Will you output all of the data below exactly, omitting the images?

_ _ _ _ _

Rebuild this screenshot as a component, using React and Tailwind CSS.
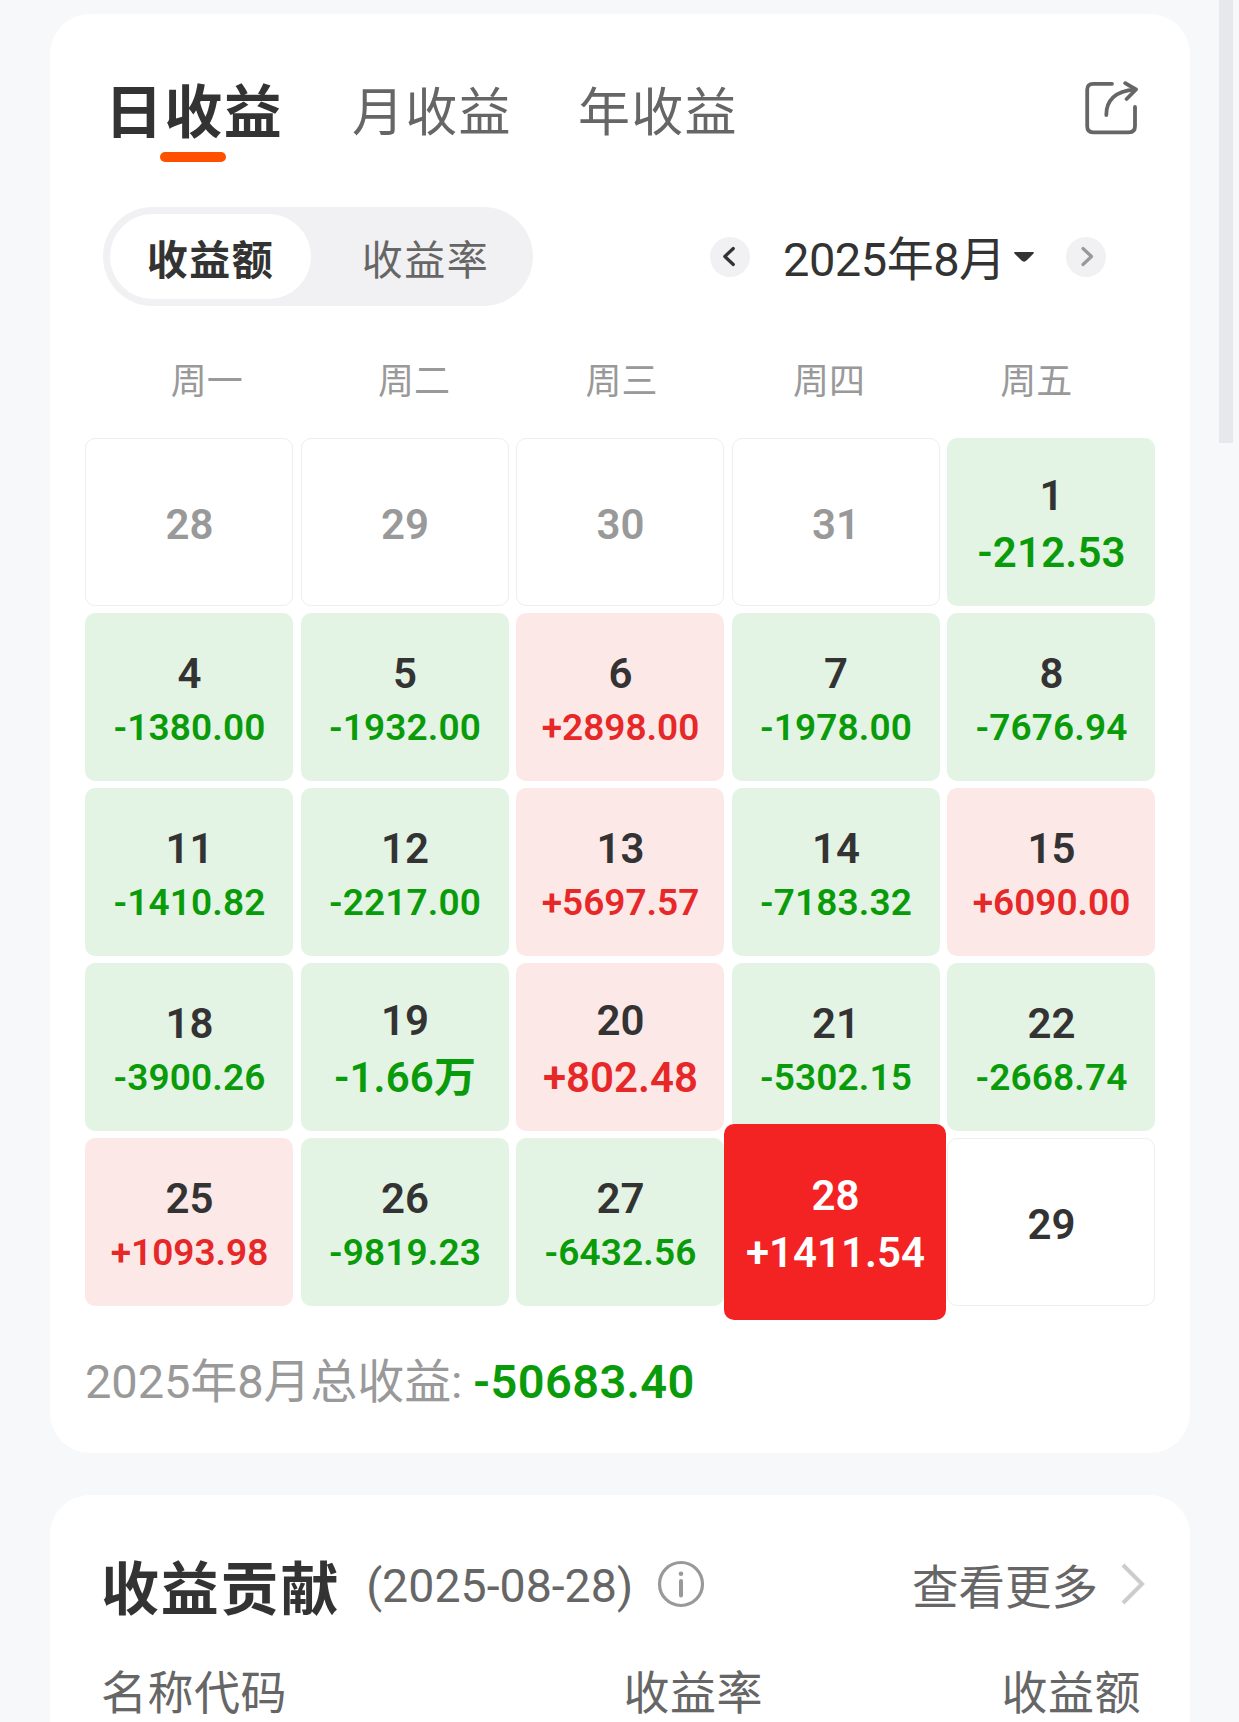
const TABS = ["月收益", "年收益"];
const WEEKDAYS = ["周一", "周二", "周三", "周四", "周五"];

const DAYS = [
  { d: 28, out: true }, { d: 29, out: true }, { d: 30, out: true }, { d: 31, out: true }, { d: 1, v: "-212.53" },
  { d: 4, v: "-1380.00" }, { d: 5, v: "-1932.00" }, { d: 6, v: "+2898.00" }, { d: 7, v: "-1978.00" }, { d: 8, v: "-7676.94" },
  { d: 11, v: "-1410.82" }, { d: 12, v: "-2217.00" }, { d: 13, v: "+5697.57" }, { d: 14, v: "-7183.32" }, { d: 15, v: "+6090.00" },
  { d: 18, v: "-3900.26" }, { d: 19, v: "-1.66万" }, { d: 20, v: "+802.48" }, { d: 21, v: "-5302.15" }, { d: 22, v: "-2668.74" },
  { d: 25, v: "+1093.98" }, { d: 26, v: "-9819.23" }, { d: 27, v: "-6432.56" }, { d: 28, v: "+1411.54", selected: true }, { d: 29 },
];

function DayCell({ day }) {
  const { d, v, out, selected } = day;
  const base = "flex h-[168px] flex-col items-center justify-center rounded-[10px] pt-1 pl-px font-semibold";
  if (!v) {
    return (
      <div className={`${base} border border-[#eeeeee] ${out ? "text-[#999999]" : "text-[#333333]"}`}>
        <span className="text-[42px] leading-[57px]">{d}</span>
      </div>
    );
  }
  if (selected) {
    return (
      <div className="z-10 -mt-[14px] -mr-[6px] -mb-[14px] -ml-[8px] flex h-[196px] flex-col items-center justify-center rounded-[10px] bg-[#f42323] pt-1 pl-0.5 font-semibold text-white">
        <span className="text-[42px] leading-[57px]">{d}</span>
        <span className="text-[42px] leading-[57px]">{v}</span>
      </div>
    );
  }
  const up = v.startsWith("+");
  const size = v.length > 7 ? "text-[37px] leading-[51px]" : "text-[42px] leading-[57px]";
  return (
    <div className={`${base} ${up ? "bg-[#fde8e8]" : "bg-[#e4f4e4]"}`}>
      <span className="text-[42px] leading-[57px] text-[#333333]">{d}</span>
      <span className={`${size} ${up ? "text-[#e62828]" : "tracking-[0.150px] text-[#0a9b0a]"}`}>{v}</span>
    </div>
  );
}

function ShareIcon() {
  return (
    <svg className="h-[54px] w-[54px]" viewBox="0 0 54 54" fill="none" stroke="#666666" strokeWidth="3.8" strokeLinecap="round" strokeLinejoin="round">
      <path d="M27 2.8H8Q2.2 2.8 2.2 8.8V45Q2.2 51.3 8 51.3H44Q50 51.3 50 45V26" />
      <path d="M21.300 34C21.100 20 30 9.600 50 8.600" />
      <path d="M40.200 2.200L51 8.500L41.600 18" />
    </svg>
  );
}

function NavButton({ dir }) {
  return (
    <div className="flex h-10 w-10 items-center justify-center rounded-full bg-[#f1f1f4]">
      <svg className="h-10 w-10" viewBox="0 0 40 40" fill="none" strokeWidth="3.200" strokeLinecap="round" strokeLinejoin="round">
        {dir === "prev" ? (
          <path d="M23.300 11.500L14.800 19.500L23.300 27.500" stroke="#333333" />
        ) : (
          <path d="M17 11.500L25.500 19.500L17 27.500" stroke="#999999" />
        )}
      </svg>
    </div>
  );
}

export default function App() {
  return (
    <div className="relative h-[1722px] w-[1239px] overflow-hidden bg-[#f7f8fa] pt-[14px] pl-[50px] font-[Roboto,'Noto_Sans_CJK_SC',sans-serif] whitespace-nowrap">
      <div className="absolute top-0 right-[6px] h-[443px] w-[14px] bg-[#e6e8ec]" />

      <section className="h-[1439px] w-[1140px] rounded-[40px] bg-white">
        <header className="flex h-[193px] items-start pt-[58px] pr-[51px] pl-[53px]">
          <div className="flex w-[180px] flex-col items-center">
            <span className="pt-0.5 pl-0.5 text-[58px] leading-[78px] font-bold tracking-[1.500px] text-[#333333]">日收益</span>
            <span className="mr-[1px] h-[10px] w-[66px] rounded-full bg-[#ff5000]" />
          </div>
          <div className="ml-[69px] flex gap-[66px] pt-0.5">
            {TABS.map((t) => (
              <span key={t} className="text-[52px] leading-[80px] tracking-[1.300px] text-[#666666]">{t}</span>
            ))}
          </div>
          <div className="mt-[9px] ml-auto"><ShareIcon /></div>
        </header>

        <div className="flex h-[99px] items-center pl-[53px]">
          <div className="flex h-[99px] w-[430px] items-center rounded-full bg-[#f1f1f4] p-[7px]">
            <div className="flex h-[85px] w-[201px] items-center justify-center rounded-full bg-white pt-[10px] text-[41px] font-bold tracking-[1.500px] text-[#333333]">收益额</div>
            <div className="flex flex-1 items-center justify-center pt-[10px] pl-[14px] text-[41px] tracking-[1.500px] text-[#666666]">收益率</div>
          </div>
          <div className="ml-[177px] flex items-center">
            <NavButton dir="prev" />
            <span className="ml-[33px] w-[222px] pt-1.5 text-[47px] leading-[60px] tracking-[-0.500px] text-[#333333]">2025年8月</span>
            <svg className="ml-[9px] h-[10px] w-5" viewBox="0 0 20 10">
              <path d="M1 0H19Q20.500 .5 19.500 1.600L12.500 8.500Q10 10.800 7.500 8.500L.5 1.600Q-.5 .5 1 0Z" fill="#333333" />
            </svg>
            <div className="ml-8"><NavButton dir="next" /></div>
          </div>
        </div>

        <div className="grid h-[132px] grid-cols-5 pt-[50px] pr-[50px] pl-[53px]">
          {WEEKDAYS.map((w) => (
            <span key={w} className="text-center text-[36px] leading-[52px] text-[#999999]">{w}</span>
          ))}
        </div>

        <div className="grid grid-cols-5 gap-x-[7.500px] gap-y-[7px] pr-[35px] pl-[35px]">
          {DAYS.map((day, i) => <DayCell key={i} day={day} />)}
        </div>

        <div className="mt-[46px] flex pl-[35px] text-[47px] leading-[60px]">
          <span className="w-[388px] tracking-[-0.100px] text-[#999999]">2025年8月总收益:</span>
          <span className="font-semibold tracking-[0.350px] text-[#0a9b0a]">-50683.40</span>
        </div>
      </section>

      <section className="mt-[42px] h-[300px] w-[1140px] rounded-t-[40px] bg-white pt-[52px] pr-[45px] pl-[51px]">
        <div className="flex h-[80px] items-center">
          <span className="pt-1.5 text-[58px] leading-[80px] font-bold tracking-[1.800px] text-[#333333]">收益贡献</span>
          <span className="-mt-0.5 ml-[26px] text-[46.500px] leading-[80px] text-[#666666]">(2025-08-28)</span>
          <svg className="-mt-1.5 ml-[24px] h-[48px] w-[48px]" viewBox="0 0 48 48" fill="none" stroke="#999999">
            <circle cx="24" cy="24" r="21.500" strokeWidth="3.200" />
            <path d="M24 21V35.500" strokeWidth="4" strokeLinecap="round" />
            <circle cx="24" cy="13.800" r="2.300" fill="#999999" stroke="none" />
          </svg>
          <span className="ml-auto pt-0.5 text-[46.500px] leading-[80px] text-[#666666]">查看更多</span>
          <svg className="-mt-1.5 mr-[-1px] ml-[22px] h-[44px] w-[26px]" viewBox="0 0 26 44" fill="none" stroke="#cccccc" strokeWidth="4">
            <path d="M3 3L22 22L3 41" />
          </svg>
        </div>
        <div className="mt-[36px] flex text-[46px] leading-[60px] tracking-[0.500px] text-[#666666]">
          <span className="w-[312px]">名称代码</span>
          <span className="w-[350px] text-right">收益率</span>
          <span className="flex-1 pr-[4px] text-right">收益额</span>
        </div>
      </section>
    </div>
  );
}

_ _ _ _ _

# Worked solution:
Rebuild this screenshot as a component, using React and Tailwind CSS.
const TABS = ["月收益", "年收益"];
const WEEKDAYS = ["周一", "周二", "周三", "周四", "周五"];

const DAYS = [
  { d: 28, out: true }, { d: 29, out: true }, { d: 30, out: true }, { d: 31, out: true }, { d: 1, v: "-212.53" },
  { d: 4, v: "-1380.00" }, { d: 5, v: "-1932.00" }, { d: 6, v: "+2898.00" }, { d: 7, v: "-1978.00" }, { d: 8, v: "-7676.94" },
  { d: 11, v: "-1410.82" }, { d: 12, v: "-2217.00" }, { d: 13, v: "+5697.57" }, { d: 14, v: "-7183.32" }, { d: 15, v: "+6090.00" },
  { d: 18, v: "-3900.26" }, { d: 19, v: "-1.66万" }, { d: 20, v: "+802.48" }, { d: 21, v: "-5302.15" }, { d: 22, v: "-2668.74" },
  { d: 25, v: "+1093.98" }, { d: 26, v: "-9819.23" }, { d: 27, v: "-6432.56" }, { d: 28, v: "+1411.54", selected: true }, { d: 29 },
];

function DayCell({ day }) {
  const { d, v, out, selected } = day;
  const base = "flex h-[168px] flex-col items-center justify-center rounded-[10px] pt-1 pl-px font-semibold";
  if (!v) {
    return (
      <div className={`${base} border border-[#eeeeee] ${out ? "text-[#999999]" : "text-[#333333]"}`}>
        <span className="text-[42px] leading-[57px]">{d}</span>
      </div>
    );
  }
  if (selected) {
    return (
      <div className="z-10 -mt-[14px] -mr-[6px] -mb-[14px] -ml-[8px] flex h-[196px] flex-col items-center justify-center rounded-[10px] bg-[#f42323] pt-1 pl-0.5 font-semibold text-white">
        <span className="text-[42px] leading-[57px]">{d}</span>
        <span className="text-[42px] leading-[57px]">{v}</span>
      </div>
    );
  }
  const up = v.startsWith("+");
  const size = v.length > 7 ? "text-[37px] leading-[51px]" : "text-[42px] leading-[57px]";
  return (
    <div className={`${base} ${up ? "bg-[#fde8e8]" : "bg-[#e4f4e4]"}`}>
      <span className="text-[42px] leading-[57px] text-[#333333]">{d}</span>
      <span className={`${size} ${up ? "text-[#e62828]" : "tracking-[0.150px] text-[#0a9b0a]"}`}>{v}</span>
    </div>
  );
}

function ShareIcon() {
  return (
    <svg className="h-[54px] w-[54px]" viewBox="0 0 54 54" fill="none" stroke="#666666" strokeWidth="3.8" strokeLinecap="round" strokeLinejoin="round">
      <path d="M27 2.8H8Q2.2 2.8 2.2 8.8V45Q2.2 51.3 8 51.3H44Q50 51.3 50 45V26" />
      <path d="M21.300 34C21.100 20 30 9.600 50 8.600" />
      <path d="M40.200 2.200L51 8.500L41.600 18" />
    </svg>
  );
}

function NavButton({ dir }) {
  return (
    <div className="flex h-10 w-10 items-center justify-center rounded-full bg-[#f1f1f4]">
      <svg className="h-10 w-10" viewBox="0 0 40 40" fill="none" strokeWidth="3.200" strokeLinecap="round" strokeLinejoin="round">
        {dir === "prev" ? (
          <path d="M23.300 11.500L14.800 19.500L23.300 27.500" stroke="#333333" />
        ) : (
          <path d="M17 11.500L25.500 19.500L17 27.500" stroke="#999999" />
        )}
      </svg>
    </div>
  );
}

export default function App() {
  return (
    <div className="relative h-[1722px] w-[1239px] overflow-hidden bg-[#f7f8fa] pt-[14px] pl-[50px] font-[Roboto,'Noto_Sans_CJK_SC',sans-serif] whitespace-nowrap">
      <div className="absolute top-0 right-[6px] h-[443px] w-[14px] bg-[#e6e8ec]" />

      <section className="h-[1439px] w-[1140px] rounded-[40px] bg-white">
        <header className="flex h-[193px] items-start pt-[58px] pr-[51px] pl-[53px]">
          <div className="flex w-[180px] flex-col items-center">
            <span className="pt-0.5 pl-0.5 text-[58px] leading-[78px] font-bold tracking-[1.500px] text-[#333333]">日收益</span>
            <span className="mr-[1px] h-[10px] w-[66px] rounded-full bg-[#ff5000]" />
          </div>
          <div className="ml-[69px] flex gap-[66px] pt-0.5">
            {TABS.map((t) => (
              <span key={t} className="text-[52px] leading-[80px] tracking-[1.300px] text-[#666666]">{t}</span>
            ))}
          </div>
          <div className="mt-[9px] ml-auto"><ShareIcon /></div>
        </header>

        <div className="flex h-[99px] items-center pl-[53px]">
          <div className="flex h-[99px] w-[430px] items-center rounded-full bg-[#f1f1f4] p-[7px]">
            <div className="flex h-[85px] w-[201px] items-center justify-center rounded-full bg-white pt-[10px] text-[41px] font-bold tracking-[1.500px] text-[#333333]">收益额</div>
            <div className="flex flex-1 items-center justify-center pt-[10px] pl-[14px] text-[41px] tracking-[1.500px] text-[#666666]">收益率</div>
          </div>
          <div className="ml-[177px] flex items-center">
            <NavButton dir="prev" />
            <span className="ml-[33px] w-[222px] pt-1.5 text-[47px] leading-[60px] tracking-[-0.500px] text-[#333333]">2025年8月</span>
            <svg className="ml-[9px] h-[10px] w-5" viewBox="0 0 20 10">
              <path d="M1 0H19Q20.500 .5 19.500 1.600L12.500 8.500Q10 10.800 7.500 8.500L.5 1.600Q-.5 .5 1 0Z" fill="#333333" />
            </svg>
            <div className="ml-8"><NavButton dir="next" /></div>
          </div>
        </div>

        <div className="grid h-[132px] grid-cols-5 pt-[50px] pr-[50px] pl-[53px]">
          {WEEKDAYS.map((w) => (
            <span key={w} className="text-center text-[36px] leading-[52px] text-[#999999]">{w}</span>
          ))}
        </div>

        <div className="grid grid-cols-5 gap-x-[7.500px] gap-y-[7px] pr-[35px] pl-[35px]">
          {DAYS.map((day, i) => <DayCell key={i} day={day} />)}
        </div>

        <div className="mt-[46px] flex pl-[35px] text-[47px] leading-[60px]">
          <span className="w-[388px] tracking-[-0.100px] text-[#999999]">2025年8月总收益:</span>
          <span className="font-semibold tracking-[0.350px] text-[#0a9b0a]">-50683.40</span>
        </div>
      </section>

      <section className="mt-[42px] h-[300px] w-[1140px] rounded-t-[40px] bg-white pt-[52px] pr-[45px] pl-[51px]">
        <div className="flex h-[80px] items-center">
          <span className="pt-1.5 text-[58px] leading-[80px] font-bold tracking-[1.800px] text-[#333333]">收益贡献</span>
          <span className="-mt-0.5 ml-[26px] text-[46.500px] leading-[80px] text-[#666666]">(2025-08-28)</span>
          <svg className="-mt-1.5 ml-[24px] h-[48px] w-[48px]" viewBox="0 0 48 48" fill="none" stroke="#999999">
            <circle cx="24" cy="24" r="21.500" strokeWidth="3.200" />
            <path d="M24 21V35.500" strokeWidth="4" strokeLinecap="round" />
            <circle cx="24" cy="13.800" r="2.300" fill="#999999" stroke="none" />
          </svg>
          <span className="ml-auto pt-0.5 text-[46.500px] leading-[80px] text-[#666666]">查看更多</span>
          <svg className="-mt-1.5 mr-[-1px] ml-[22px] h-[44px] w-[26px]" viewBox="0 0 26 44" fill="none" stroke="#cccccc" strokeWidth="4">
            <path d="M3 3L22 22L3 41" />
          </svg>
        </div>
        <div className="mt-[36px] flex text-[46px] leading-[60px] tracking-[0.500px] text-[#666666]">
          <span className="w-[312px]">名称代码</span>
          <span className="w-[350px] text-right">收益率</span>
          <span className="flex-1 pr-[4px] text-right">收益额</span>
        </div>
      </section>
    </div>
  );
}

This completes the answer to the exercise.